Mention of the early Franks in some of the Panegyrici provides only fragmentary information about them. The later career of the Franks is well-documented by such writers as Gregory of Tours in The History of the Franks. Gregory, however, under "The Early Rulers of the Franks (Book II)," working from books available to him then, but lost now, begins with the invasion of Roman Germany by Franks under the 4th-century Genobaud with the assistance of Marcomer and Sunno. The last of the early war leaders and first independent king of the Franks was Clovis I, or Hlodowig, the original "(C)Louis." Book III goes on from his death. There were many more Clovises and then beginning with Charlemagne's son, Louises, as a single Europe became united into the Frankish empire.

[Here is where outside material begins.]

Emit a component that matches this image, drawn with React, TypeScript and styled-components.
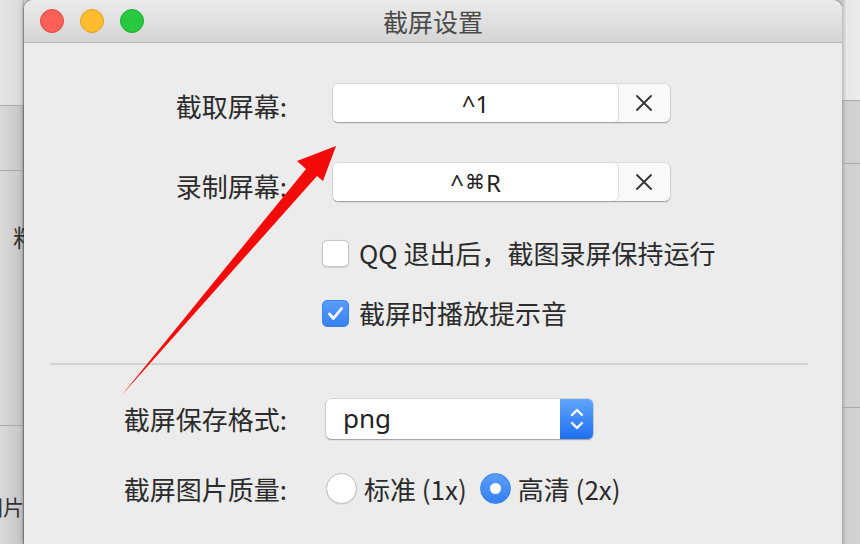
import React from "react";
import styled, { createGlobalStyle } from "styled-components";

const GlobalStyle = createGlobalStyle`
  html, body {
    margin: 0;
    padding: 0;
    background: #d4d4d4;
  }
  body {
    font-family: "Noto Sans CJK SC", "Noto Sans", sans-serif;
  }
`;

const FONT = `"Noto Sans CJK SC", "Noto Sans", sans-serif`;

const Desktop = styled.div`
  position: relative;
  width: 860px;
  height: 544px;
  display: flex;
  overflow: hidden;
`;

const Strip = styled.div<{ $width: number; $head: number; $edge: "left" | "right" }>`
  width: ${(p) => p.$width}px;
  flex: none;
  display: flex;
  flex-direction: column;
  overflow: hidden;
  background: ${(p) =>
    p.$edge === "left"
      ? "linear-gradient(to right, #d9d9d9, #c6c6c6 90%, #9c9c9c)"
      : "linear-gradient(to right, #a8a8a8, #cfcfcf 20%, #d2d2d2)"};

  & > div:first-child {
    height: ${(p) => p.$head}px;
    background: ${(p) =>
      p.$edge === "left"
        ? "linear-gradient(to right, #e6e6e6, #dadada 90%, #b0b0b0)"
        : "linear-gradient(to right, #bdbdbd, #e8e8e8 25%, #ececec)"};
  }
`;

const StripRow = styled.div<{ $h: number; $align?: "left" | "right"; $pad?: number; $ty?: number; $size?: number }>`
  height: ${(p) => p.$h}px;
  flex: none;
  box-sizing: border-box;
  border-top: 1px solid #a9a9a9;
  display: flex;
  justify-content: ${(p) => (p.$align === "right" ? "flex-end" : "flex-start")};
  padding-left: ${(p) => p.$pad ?? 0}px;
  padding-top: ${(p) => p.$ty ?? 0}px;
  font-family: ${FONT};
  font-size: ${(p) => p.$size ?? 24}px;
  line-height: 28px;
  color: #333;
  white-space: nowrap;
`;

const Window = styled.div`
  width: 818px;
  flex: none;
  display: flex;
  flex-direction: column;
  background: #ececec;
  border-radius: 9px 9px 0 0;
  box-shadow: 0 0 0 1px rgba(0, 0, 0, 0.18), 0 0 6px rgba(0, 0, 0, 0.25);
  overflow: hidden;
`;

const TitleBar = styled.div`
  height: 43px;
  flex: none;
  box-sizing: border-box;
  display: flex;
  align-items: center;
  position: relative;
  padding-left: 16px;
  gap: 16px;
  background: linear-gradient(#ebebeb, #d5d5d5);
  border-bottom: 1px solid #b5b5b5;
`;

const Light = styled.span<{ $fill: string; $ring: string }>`
  width: 24px;
  height: 24px;
  border-radius: 50%;
  box-sizing: border-box;
  background: ${(p) => p.$fill};
  border: 1px solid ${(p) => p.$ring};
`;

const Title = styled.div`
  position: absolute;
  left: 0;
  right: 0;
  top: 0;
  bottom: 0;
  display: flex;
  align-items: center;
  justify-content: center;
  font-family: ${FONT};
  font-size: 25px;
  color: #4a4a4a;
  pointer-events: none;
`;

const Body = styled.div`
  display: flex;
  flex-direction: column;
`;

const Row = styled.div<{ $top: number }>`
  display: grid;
  grid-template-columns: 263px 1fr;
  align-items: center;
  margin-top: ${(p) => p.$top}px;
`;

const Label = styled.div<{ $shift?: number }>`
  text-align: right;
  font-family: ${FONT};
  font-size: 26px;
  line-height: 30px;
  color: #2b2b2b;
  padding-top: ${(p) => p.$shift ?? 0}px;
`;

const Control = styled.div<{ $indent: number }>`
  grid-column: 2;
  margin-left: ${(p) => p.$indent}px;
  display: flex;
  align-items: center;
`;

const ShortcutBox = styled.div`
  width: 337px;
  height: 38px;
  display: flex;
  border-radius: 5px;
  background: #f9f9f9;
  box-shadow: 0 0 0 0.5px rgba(0, 0, 0, 0.12), 0 1px 1.5px rgba(0, 0, 0, 0.3);
`;

const ShortcutText = styled.div`
  width: 285px;
  height: 100%;
  display: flex;
  align-items: center;
  justify-content: center;
  background: #fff;
  border-radius: 5px;
  box-shadow: 1px 0 1px rgba(0, 0, 0, 0.12);
  font-family: "Noto Sans", "Noto Sans CJK SC", sans-serif;
  font-size: 24px;
  color: #222;
`;

const CmdGlyph = styled.span`
  font-family: "DejaVu Sans", sans-serif;
  font-size: 20px;
  margin: 0 1px;
`;

const ClearCell = styled.div`
  flex: 1;
  display: flex;
  align-items: center;
  justify-content: center;
`;

const CheckRow = styled.label`
  display: flex;
  align-items: center;
  gap: 10px;
  font-family: ${FONT};
  font-size: 26px;
  line-height: 30px;
  color: #2b2b2b;
`;

const Box = styled.span<{ $on?: boolean }>`
  width: 27px;
  height: 27px;
  box-sizing: border-box;
  border-radius: 5px;
  display: flex;
  align-items: center;
  justify-content: center;
  background: ${(p) => (p.$on ? "linear-gradient(#5a9dfa, #3580f3)" : "#fff")};
  border: 1px solid ${(p) => (p.$on ? "#3a82ee" : "#c4c4c4")};
  box-shadow: ${(p) => (p.$on ? "none" : "0 0.5px 1px rgba(0,0,0,0.12)")};
`;

const Divider = styled.div`
  height: 2px;
  margin: 35px 34px 0 26px;
  background: #d2d2d2;
`;

const Select = styled.div`
  width: 267px;
  height: 40px;
  display: flex;
  border-radius: 5px;
  background: #fff;
  box-shadow: 0 0 0 0.5px rgba(0, 0, 0, 0.18), 0 1px 1.5px rgba(0, 0, 0, 0.28);
  overflow: hidden;
`;

const SelectValue = styled.div`
  flex: 1;
  display: flex;
  align-items: center;
  padding-left: 17px;
  padding-bottom: 3px;
  font-family: "Noto Sans", sans-serif;
  font-size: 26px;
  color: #222;
`;

const Stepper = styled.div`
  width: 33px;
  display: flex;
  align-items: center;
  justify-content: center;
  background: linear-gradient(#62a6fc, #1c6ff1);
`;

const RadioGroup = styled.div`
  display: flex;
  align-items: center;
`;

const RadioItem = styled.label<{ $gap: number }>`
  display: flex;
  align-items: center;
  gap: 7px;
  margin-right: ${(p) => p.$gap}px;
  font-family: ${FONT};
  font-size: 26px;
  line-height: 30px;
  color: #2b2b2b;
`;

const Dot = styled.span<{ $on?: boolean }>`
  width: 31px;
  height: 31px;
  box-sizing: border-box;
  border-radius: 50%;
  display: flex;
  align-items: center;
  justify-content: center;
  background: ${(p) => (p.$on ? "linear-gradient(#5a9dfa, #3580f3)" : "#fff")};
  border: 1px solid ${(p) => (p.$on ? "#3a82ee" : "#c2c2c2")};
  box-shadow: ${(p) => (p.$on ? "none" : "0 0.5px 1px rgba(0,0,0,0.12)")};

  &::after {
    content: "";
    display: ${(p) => (p.$on ? "block" : "none")};
    width: 11px;
    height: 11px;
    border-radius: 50%;
    background: #fff;
  }
`;

const Overlay = styled.svg`
  position: absolute;
  left: 0;
  top: 0;
  pointer-events: none;
`;

const ClearIcon = () => (
  <svg width="18" height="18" viewBox="0 0 18 18">
    <path d="M2 2 L16 16 M16 2 L2 16" stroke="#333" strokeWidth="1.8" strokeLinecap="round" />
  </svg>
);

const CheckMark = () => (
  <svg width="19" height="19" viewBox="0 0 19 19">
    <path d="M3.5 10 L7.5 14.5 L15.5 4.5" fill="none" stroke="#fff" strokeWidth="2.8" strokeLinecap="round" strokeLinejoin="round" />
  </svg>
);

const Chevrons = () => (
  <svg width="16" height="30" viewBox="0 0 16 30">
    <path d="M3 11 L8 6 L13 11 M3 19 L8 24 L13 19" fill="none" stroke="#fff" strokeWidth="2.4" strokeLinecap="round" strokeLinejoin="round" />
  </svg>
);

const Shortcut: React.FC<{ keys: string[] }> = ({ keys }) => (
  <ShortcutBox>
    <ShortcutText>
      {keys.map((k, i) => (k === "⌘" ? <CmdGlyph key={i}>{k}</CmdGlyph> : <span key={i}>{k}</span>))}
    </ShortcutText>
    <ClearCell>
      <ClearIcon />
    </ClearCell>
  </ShortcutBox>
);

export default function App() {
  return (
    <>
      <GlobalStyle />
      <Desktop>
        <Strip $width={24} $head={105} $edge="left">
          <div />
          <StripRow $h={65} />
          <StripRow $h={255} $pad={13} $ty={52}>
            粘贴
          </StripRow>
          <StripRow $h={119} $align="right" $ty={66} $size={21}>
            图片
          </StripRow>
        </Strip>

        <Window>
          <TitleBar>
            <Light $fill="#fe5f57" $ring="#e2463f" />
            <Light $fill="#febc2e" $ring="#dfa023" />
            <Light $fill="#28c840" $ring="#1dad2b" />
            <Title>截屏设置</Title>
          </TitleBar>

          <Body>
            <Row $top={41}>
              <Label $shift={6}>截取屏幕:</Label>
              <Control $indent={46}>
                <Shortcut keys={["^", "1"]} />
              </Control>
            </Row>
            <Row $top={41}>
              <Label $shift={8}>录制屏幕:</Label>
              <Control $indent={46}>
                <Shortcut keys={["^", "⌘", "R"]} />
              </Control>
            </Row>
            <Row $top={37}>
              <Control $indent={35}>
                <CheckRow>
                  <Box />
                  QQ 退出后，截图录屏保持运行
                </CheckRow>
              </Control>
            </Row>
            <Row $top={30}>
              <Control $indent={35}>
                <CheckRow>
                  <Box $on>
                    <CheckMark />
                  </Box>
                  截屏时播放提示音
                </CheckRow>
              </Control>
            </Row>

            <Divider />

            <Row $top={34}>
              <Label>截屏保存格式:</Label>
              <Control $indent={39}>
                <Select>
                  <SelectValue>png</SelectValue>
                  <Stepper>
                    <Chevrons />
                  </Stepper>
                </Select>
              </Control>
            </Row>
            <Row $top={34}>
              <Label>截屏图片质量:</Label>
              <Control $indent={39}>
                <RadioGroup>
                  <RadioItem $gap={13}>
                    <Dot />
                    标准 (1x)
                  </RadioItem>
                  <RadioItem $gap={0}>
                    <Dot $on />
                    高清 (2x)
                  </RadioItem>
                </RadioGroup>
              </Control>
            </Row>
          </Body>
        </Window>

        <Strip $width={18} $head={100} $edge="right">
          <div />
          <StripRow $h={63} />
          <StripRow $h={244} />
          <StripRow $h={137} />
        </Strip>

        <Overlay width="860" height="544" viewBox="0 0 860 544">
          <polygon
            points="121,396 306,169 297,161 336,146 323,181 317,176"
            fill="#f50a0a"
          />
        </Overlay>
      </Desktop>
    </>
  );
}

Two panegyrics establish the identity of the 3rd-century Genobaud as Frankish: number X delivered in 289, and number XI delivered in 291. They have the same author, and some of the manuscripts identify him as Claudius Mamertinus, but the presence of another Claudius Mamertinus as author of a panegyric 75 years earlier makes this possibility less likely. Instead the author is usually listed as anonymous. X and XI are the order of presentation in the volume; overall they are the 2nd and 3rd composed. Mention of X in XI establishes a real-time sequence: X, XI.[3]

X tells the basic story of Gennobaud, portraying him as a barbarian king doing the best he can to reach a settlement for his constituents in a difficult historical situation. The relationship between the Germanic-speaking people and the Romans had been troubled since its inception, when joint expeditions of Celts and Germans invaded northern Italy in the Roman Republic.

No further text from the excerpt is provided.